Professor Maathai’s PhD was a first of its kind, one of her many firsts. Dr Ngina’s doctorate is also a first of its kind in its own way. All we can wish her is that she will go on to score as many firsts as her illustrious predecessor, minus, we hope, the trials and tribulations that accompanied our elder sister’s struggle.
In the empowerment adventure, Dr Ngina and her other high-achieving colleagues delight the heart by marking a transition from the hypothetical insistence on the “potential” of the Kenyan and African woman to a concrete and practical illustration and proof of her ability. I noted from Dr Ngina’s remarks, reported in the Nation, that she intends to encourage girls to actively and seriously pursue science subjects and disciplines. I think that her being there is already great encouragement.

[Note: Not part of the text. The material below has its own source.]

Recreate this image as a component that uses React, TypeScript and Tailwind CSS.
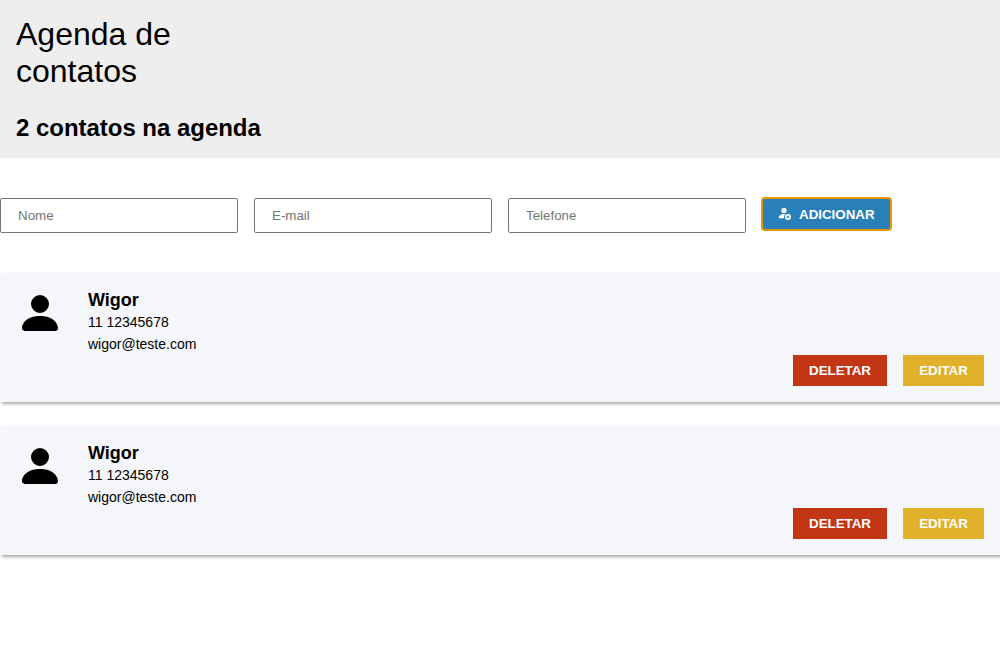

But, as we say, the struggle continues. In revolution, every arrival is only a preparation for a better and higher departure. While we felicitate and congratulate Dr Ngina and her fellow outstanding achievers, our plea to them is “shime dada zetu” (put in more effort, our sisters). The sky is not the limit. We can go higher.
Incidentally, I am just realising that a surprisingly large number of my Nairobi lady friends, including my late stage and screen partner, Anne Wanjugu, are originally from Nyeri. But I will not mention any more names, as it would be rather invidious. I have not even met Dr Ngina yet, to talk Biomathematics.